Data shown =
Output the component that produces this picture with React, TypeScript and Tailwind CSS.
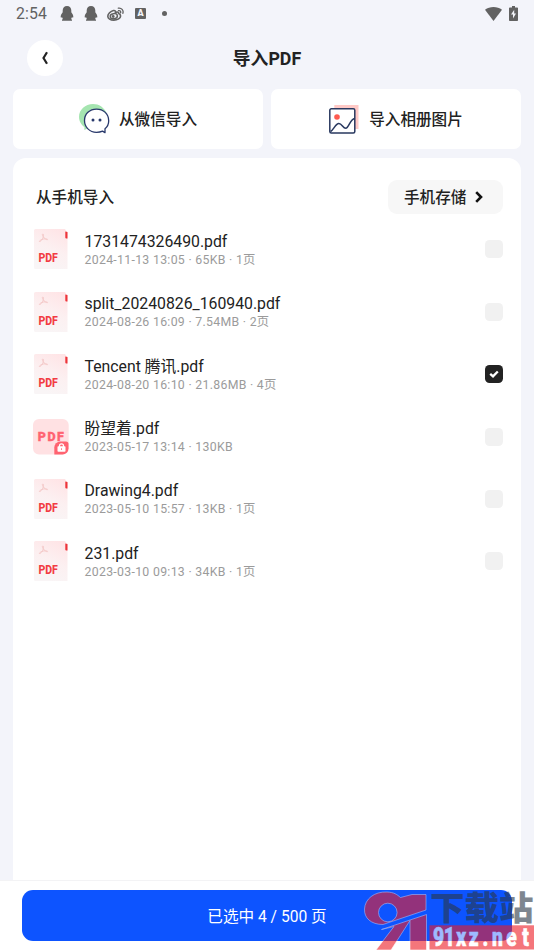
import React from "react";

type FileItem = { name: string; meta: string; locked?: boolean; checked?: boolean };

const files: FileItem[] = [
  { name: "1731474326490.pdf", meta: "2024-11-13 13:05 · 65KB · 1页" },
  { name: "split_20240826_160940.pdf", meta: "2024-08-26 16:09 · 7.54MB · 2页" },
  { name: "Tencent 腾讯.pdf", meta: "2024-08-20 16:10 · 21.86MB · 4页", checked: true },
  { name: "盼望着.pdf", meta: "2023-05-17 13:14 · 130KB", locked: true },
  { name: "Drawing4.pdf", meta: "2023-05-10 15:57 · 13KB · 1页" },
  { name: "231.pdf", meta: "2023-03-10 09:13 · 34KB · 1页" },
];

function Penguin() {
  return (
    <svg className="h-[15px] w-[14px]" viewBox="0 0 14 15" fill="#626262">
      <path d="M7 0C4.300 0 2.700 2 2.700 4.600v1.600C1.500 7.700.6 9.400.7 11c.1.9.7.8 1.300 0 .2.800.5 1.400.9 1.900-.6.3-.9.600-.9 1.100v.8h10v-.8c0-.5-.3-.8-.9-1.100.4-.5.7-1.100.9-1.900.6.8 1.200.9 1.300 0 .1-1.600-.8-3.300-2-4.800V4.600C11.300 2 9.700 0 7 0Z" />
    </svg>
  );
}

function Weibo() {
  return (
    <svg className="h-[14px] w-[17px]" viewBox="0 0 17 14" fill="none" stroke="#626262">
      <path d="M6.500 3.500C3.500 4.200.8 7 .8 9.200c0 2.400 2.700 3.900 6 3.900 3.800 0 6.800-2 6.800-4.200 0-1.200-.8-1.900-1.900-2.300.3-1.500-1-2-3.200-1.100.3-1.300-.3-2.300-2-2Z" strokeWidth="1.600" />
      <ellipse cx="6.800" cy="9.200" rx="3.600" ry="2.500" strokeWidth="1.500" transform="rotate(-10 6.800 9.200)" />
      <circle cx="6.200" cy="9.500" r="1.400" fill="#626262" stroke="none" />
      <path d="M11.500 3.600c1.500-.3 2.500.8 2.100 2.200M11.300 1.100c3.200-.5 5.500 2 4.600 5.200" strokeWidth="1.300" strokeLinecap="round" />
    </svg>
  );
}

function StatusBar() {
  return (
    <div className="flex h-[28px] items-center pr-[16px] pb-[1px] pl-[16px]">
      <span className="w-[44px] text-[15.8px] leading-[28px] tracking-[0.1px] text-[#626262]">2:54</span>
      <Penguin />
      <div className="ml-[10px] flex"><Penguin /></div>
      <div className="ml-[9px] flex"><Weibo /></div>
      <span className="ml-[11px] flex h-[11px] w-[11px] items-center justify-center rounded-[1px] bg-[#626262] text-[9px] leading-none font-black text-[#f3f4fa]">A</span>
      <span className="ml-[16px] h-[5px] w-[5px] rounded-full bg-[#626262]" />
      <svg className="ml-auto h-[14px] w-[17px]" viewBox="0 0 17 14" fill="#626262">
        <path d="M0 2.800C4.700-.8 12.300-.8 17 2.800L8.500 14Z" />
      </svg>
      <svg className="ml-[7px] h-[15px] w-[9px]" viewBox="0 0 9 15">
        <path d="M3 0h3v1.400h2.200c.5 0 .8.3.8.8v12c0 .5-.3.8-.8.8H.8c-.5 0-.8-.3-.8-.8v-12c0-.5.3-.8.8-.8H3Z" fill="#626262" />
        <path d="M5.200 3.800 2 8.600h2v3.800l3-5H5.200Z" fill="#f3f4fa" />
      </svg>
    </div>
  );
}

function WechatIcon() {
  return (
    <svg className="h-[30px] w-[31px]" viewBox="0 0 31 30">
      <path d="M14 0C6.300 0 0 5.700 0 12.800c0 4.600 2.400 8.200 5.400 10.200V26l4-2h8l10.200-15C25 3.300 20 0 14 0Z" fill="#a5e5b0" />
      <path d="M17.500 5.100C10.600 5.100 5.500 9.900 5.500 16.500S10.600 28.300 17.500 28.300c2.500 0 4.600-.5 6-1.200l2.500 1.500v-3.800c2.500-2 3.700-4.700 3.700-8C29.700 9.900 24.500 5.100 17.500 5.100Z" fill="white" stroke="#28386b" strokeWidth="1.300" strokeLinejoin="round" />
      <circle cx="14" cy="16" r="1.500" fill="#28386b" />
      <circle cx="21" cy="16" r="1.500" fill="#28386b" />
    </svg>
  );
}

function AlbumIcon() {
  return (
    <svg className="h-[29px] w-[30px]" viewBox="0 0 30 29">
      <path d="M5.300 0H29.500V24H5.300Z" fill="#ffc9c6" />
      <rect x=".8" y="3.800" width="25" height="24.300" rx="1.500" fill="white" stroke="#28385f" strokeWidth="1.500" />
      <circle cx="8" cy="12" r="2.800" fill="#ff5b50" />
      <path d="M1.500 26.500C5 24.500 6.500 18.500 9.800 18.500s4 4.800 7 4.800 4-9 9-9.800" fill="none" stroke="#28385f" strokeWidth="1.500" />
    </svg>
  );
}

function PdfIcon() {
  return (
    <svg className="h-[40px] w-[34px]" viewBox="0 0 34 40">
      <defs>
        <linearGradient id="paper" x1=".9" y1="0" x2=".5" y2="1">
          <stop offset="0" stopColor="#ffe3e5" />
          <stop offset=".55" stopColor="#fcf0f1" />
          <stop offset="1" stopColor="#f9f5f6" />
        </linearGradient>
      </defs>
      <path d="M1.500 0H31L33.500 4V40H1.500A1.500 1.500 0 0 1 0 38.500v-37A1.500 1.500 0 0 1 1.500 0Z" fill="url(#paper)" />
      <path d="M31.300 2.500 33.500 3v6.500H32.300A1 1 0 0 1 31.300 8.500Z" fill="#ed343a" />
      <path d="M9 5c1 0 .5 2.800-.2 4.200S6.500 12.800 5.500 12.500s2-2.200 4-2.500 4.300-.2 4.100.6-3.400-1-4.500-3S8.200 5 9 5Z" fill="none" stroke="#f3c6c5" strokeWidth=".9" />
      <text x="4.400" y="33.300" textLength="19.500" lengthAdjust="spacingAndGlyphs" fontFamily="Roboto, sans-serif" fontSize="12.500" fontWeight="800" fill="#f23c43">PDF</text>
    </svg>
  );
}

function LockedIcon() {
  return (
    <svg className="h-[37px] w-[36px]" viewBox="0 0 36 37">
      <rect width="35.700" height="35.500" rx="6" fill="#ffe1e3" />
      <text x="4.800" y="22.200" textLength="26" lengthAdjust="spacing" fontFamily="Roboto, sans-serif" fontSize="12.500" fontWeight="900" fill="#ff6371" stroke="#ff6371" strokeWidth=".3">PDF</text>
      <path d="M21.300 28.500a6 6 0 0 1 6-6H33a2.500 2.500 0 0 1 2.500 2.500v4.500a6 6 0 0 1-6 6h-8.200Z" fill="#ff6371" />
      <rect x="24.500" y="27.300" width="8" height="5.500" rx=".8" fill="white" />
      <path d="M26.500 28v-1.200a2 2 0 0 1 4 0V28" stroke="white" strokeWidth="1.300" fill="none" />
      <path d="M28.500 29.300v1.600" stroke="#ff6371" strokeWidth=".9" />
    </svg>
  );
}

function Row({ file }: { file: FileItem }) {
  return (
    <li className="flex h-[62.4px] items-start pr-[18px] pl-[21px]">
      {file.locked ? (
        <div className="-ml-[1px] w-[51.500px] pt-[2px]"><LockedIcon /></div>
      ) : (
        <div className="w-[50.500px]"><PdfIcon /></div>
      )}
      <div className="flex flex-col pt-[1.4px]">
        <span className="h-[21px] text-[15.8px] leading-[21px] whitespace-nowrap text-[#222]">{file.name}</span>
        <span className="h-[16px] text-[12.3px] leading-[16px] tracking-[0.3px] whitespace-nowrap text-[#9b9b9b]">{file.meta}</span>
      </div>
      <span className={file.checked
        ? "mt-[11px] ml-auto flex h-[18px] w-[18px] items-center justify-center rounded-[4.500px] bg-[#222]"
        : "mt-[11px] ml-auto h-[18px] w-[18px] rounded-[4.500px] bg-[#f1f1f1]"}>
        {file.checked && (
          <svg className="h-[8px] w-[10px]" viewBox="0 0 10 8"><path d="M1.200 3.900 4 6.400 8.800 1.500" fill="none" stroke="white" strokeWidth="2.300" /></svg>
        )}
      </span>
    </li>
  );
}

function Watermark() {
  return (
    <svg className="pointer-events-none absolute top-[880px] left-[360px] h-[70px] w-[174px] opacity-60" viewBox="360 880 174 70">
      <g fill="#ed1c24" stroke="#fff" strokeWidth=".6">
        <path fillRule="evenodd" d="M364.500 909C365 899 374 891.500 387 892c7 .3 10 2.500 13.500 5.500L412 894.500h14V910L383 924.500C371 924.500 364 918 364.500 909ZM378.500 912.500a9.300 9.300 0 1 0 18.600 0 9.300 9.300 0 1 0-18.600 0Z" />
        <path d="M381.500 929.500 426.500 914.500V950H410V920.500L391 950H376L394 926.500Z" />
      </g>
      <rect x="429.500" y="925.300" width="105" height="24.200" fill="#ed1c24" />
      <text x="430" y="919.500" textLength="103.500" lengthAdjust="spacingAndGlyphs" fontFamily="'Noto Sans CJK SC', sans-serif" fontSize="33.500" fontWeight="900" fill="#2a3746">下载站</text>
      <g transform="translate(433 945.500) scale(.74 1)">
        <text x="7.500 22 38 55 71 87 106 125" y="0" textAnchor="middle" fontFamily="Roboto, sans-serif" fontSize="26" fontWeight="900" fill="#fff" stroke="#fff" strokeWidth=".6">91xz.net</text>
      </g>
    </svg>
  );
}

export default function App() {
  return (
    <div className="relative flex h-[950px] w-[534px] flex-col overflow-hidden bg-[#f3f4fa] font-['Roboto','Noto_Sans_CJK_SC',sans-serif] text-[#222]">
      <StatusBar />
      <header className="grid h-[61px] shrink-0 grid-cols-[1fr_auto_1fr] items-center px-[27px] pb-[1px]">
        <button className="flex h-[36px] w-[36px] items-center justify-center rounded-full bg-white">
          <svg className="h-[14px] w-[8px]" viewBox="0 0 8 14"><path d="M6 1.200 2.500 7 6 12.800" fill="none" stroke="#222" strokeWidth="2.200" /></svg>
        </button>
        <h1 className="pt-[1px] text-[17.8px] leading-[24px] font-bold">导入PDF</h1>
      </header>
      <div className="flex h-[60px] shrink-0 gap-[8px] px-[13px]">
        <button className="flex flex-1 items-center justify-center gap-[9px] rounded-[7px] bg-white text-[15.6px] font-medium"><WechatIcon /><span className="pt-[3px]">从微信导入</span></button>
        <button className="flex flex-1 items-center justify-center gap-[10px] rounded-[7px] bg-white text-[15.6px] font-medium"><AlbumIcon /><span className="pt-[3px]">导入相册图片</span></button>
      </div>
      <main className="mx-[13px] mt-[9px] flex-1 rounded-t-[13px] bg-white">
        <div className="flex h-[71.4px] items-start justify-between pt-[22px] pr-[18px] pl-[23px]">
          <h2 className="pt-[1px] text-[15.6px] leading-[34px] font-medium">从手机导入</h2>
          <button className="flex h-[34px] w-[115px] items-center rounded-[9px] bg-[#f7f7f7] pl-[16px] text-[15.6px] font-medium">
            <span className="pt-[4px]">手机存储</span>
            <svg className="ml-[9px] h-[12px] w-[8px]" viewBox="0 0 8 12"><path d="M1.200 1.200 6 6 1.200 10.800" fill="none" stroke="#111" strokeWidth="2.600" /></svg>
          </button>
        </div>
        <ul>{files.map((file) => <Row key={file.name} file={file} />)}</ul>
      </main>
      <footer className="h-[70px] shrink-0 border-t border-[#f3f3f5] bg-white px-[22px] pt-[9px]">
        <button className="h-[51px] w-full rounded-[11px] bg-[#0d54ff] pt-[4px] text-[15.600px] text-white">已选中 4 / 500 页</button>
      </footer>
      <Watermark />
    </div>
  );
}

Exercise objective = Please reproduce the listing exactly from its opening line through the line that contains "string; meta: string;", both included, with all pictures omitted.

Final answer =
Output the component that produces this picture with React, TypeScript and Tailwind CSS.
import React from "react";

type FileItem = { name: string; meta: string; locked?: boolean; checked?: boolean };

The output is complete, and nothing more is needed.